Zardoz,John Boorman(1974)

 

Genre: de la SF de haut vol 

Au coeur des seventies , John Boorman (auteur de Delivrance et du futur Excalibur) écrit et dirige un film de SF se déroulant en 2293 dans un univers post apocalyptique où va se débattre un Sean Connery tout velu et en slip rouge. Si le contexte du film prête à sourire, il est pour beaucoup dans la postérité du film. En effet, le look improbable de Sean Connery et la production design de l’univers dépeint a conduit souvent ce long-métrage à être considéré comme un nanar en partie par ceux qui ne l’ont pas vu !z-0001_zardoz_one_sheet_movie_poster_lEn 2293, il existe deux ordres sociaux bien distinctes.D’un côté, on a les Brutes qui vivent sur une terre ravagée, réduits à l’état d’esclavage par les Exterminateurs. Ceux-ci sont les bras armés d’un dieu nommé Zardoz qui apparait sous la forme d’un masque en pierre volant au sourire grimaçant . Cette idole est en fait un objet de manipulation des Eternels (et en particulier de l’un d’entre eux Arthur Frayn) pour fournir les récoltes des Brutes. Les Eternels vivent dans un monde isolé nommé le Vortex où ils sont immortels et sont reliés entre eux grâce à une intelligence artificielle « le Tabernacle ». 
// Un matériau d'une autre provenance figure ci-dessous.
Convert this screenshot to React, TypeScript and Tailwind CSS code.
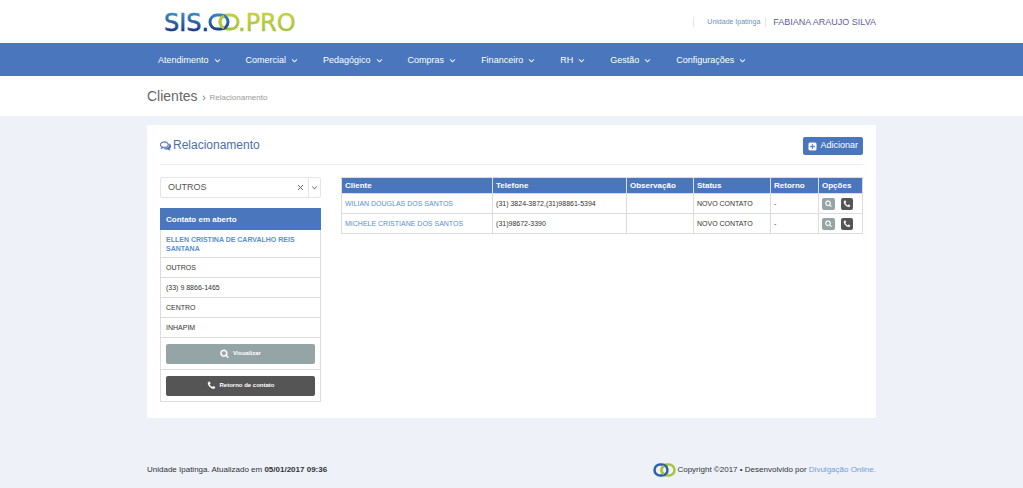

Cependant, un jour, un des exterminateurs Zed(Sean Connery) s’introduit dans l’idole et se retrouve dans le Vortex où il est à la fois étudié par les Eternels mais aussi le révélateur des déviances de ce monde utopique.

A la croisée des chemins, John Boorman signe à la fois un récit d’anticipation imprégné d’héroic fantasy associé à une réflexion sociétale. A l’image de son Delivrance et Excalibur, le cinéaste explore la notion de civilisation et du rôle des mythes. En effet, dès l’évocation de Zardoz, on comprend clairement que ce totem de pierre n’est ni plus ni moins que la métaphore des dérives de la religion mais aussi son rôle de manipulation. C’est Arthur Frayn qui a conçu ce dieu afin d’obtenir le contrôle des Brutes mais aussi de diviser ceux ci en plusieurs castes. Mais l’exploration du monde des Eternels par Zed va conduire le spectateur à remettre en question les mythes fondateurs qui composent notre monde occidental.  

L’esthétique (un peu daté) du film est aussi construit sur une satire de la culture hippie.Dès 1974, ce mouvement a déjà du plomb dans l’aile et Boorman au lieu d’en défendre les valeurs en montre une image mortifère. En effet, les Eternels refusant de suivre les règles du tabernacle sont ostracisés en devenant des vieillards séniles. Loin d’une société ouverte, ces êtres « supérieurs conditionnent leur vie aux pouvoirs du tabernacle . 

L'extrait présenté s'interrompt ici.